▶ _Exercise inputs_
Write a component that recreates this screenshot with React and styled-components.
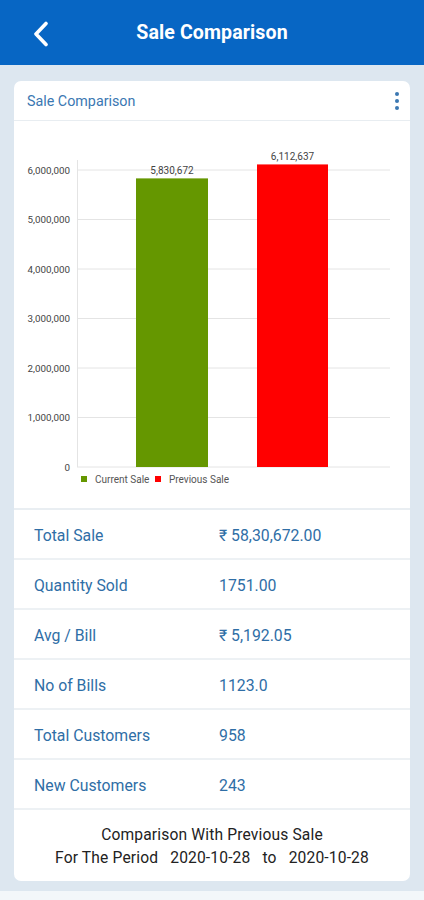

...

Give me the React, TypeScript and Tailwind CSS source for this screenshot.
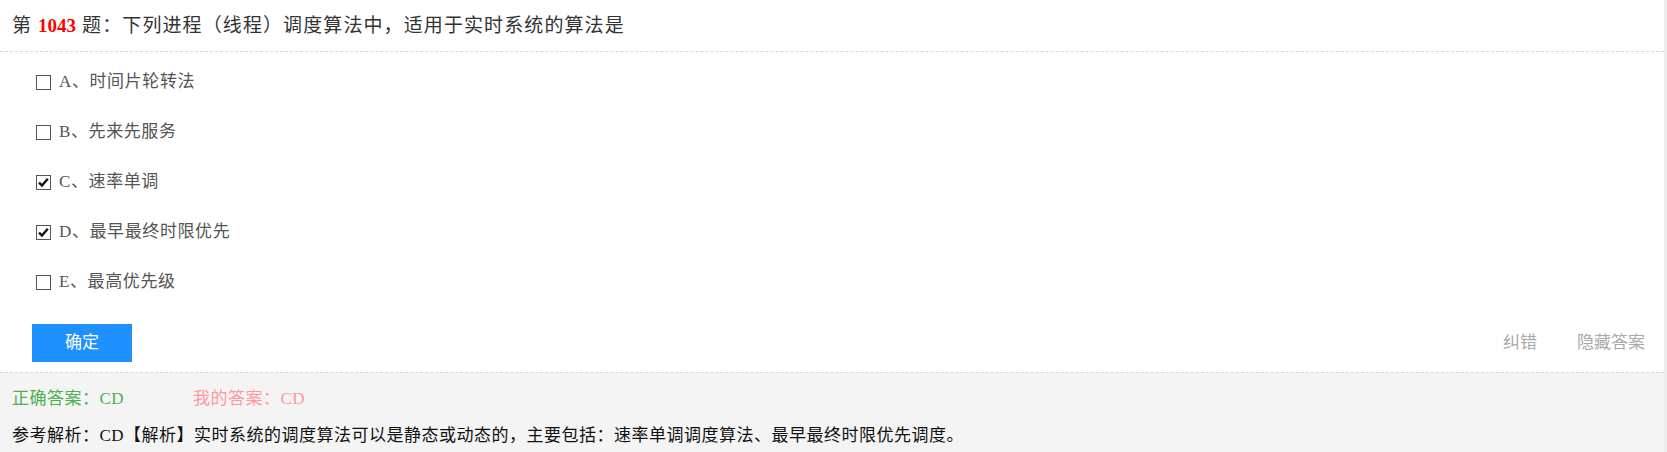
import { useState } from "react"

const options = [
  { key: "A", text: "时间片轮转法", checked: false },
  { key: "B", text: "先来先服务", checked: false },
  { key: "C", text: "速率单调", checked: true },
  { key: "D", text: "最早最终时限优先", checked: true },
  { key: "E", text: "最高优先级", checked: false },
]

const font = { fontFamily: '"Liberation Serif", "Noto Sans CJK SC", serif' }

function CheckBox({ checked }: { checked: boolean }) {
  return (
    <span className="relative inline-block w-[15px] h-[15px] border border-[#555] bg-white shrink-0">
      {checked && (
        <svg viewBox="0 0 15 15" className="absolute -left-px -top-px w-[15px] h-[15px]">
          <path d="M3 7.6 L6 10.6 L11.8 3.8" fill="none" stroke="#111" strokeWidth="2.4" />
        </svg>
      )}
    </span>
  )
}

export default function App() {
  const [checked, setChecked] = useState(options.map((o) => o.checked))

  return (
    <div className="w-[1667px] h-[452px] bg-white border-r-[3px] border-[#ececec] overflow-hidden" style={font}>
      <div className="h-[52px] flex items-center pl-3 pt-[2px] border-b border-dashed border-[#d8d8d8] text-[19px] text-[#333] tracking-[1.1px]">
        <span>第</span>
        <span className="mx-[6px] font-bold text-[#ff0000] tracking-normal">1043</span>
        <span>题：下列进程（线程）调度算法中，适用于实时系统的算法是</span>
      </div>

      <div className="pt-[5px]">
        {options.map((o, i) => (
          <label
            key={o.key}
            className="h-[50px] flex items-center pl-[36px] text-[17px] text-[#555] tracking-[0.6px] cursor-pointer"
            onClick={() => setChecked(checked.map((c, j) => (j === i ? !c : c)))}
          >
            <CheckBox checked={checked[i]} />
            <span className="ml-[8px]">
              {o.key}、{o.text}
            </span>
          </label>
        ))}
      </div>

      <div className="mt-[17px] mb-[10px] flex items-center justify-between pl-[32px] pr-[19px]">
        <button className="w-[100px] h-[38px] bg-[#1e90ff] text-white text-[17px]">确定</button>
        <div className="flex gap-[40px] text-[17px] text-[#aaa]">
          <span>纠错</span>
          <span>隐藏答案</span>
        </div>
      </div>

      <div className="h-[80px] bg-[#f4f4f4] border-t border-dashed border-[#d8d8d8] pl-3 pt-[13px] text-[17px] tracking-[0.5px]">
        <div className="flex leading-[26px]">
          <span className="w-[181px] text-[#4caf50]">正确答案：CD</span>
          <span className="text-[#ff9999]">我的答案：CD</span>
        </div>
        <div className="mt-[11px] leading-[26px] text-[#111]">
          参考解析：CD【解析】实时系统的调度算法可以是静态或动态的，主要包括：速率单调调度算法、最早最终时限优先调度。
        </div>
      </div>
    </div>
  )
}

--

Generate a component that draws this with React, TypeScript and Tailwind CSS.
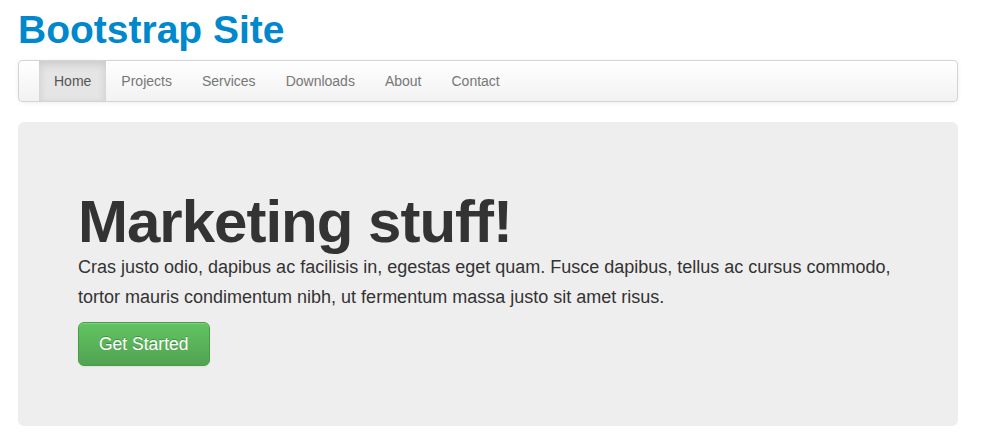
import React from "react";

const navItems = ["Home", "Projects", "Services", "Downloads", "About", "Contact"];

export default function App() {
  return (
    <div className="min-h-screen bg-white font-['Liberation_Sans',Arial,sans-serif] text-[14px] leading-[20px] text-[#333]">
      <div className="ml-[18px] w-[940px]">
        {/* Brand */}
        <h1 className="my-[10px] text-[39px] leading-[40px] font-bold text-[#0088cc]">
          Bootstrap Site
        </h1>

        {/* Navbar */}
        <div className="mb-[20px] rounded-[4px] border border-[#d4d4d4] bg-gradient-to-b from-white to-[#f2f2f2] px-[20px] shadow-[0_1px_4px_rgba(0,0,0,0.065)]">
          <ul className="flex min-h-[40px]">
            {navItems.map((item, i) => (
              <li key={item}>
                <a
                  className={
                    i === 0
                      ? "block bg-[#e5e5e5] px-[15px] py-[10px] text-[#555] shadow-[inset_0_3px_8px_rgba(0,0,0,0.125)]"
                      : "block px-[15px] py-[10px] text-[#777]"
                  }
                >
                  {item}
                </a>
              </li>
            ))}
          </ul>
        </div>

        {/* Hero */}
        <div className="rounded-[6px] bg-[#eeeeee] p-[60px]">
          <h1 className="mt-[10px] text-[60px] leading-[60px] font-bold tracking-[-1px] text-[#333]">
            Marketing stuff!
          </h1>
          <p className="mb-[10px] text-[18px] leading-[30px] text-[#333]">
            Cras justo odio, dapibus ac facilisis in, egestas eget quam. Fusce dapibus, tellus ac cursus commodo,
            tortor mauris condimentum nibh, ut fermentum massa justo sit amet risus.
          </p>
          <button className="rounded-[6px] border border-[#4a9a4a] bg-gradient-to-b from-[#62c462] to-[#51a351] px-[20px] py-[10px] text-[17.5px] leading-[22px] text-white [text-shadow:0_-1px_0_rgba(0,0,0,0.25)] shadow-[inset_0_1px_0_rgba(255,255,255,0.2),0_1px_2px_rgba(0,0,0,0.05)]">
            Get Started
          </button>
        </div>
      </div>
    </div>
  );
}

▶ _What needs to be done_
In the listing above, find the line with "Give me the" and the line with "const [checked, setChecked]". Set down both and every line between them, minus the pictures.

▶ _Answer for the task_
Give me the React, TypeScript and Tailwind CSS source for this screenshot.
import { useState } from "react"

const options = [
  { key: "A", text: "时间片轮转法", checked: false },
  { key: "B", text: "先来先服务", checked: false },
  { key: "C", text: "速率单调", checked: true },
  { key: "D", text: "最早最终时限优先", checked: true },
  { key: "E", text: "最高优先级", checked: false },
]

const font = { fontFamily: '"Liberation Serif", "Noto Sans CJK SC", serif' }

function CheckBox({ checked }: { checked: boolean }) {
  return (
    <span className="relative inline-block w-[15px] h-[15px] border border-[#555] bg-white shrink-0">
      {checked && (
        <svg viewBox="0 0 15 15" className="absolute -left-px -top-px w-[15px] h-[15px]">
          <path d="M3 7.6 L6 10.6 L11.8 3.8" fill="none" stroke="#111" strokeWidth="2.4" />
        </svg>
      )}
    </span>
  )
}

export default function App() {
  const [checked, setChecked] = useState(options.map((o) => o.checked))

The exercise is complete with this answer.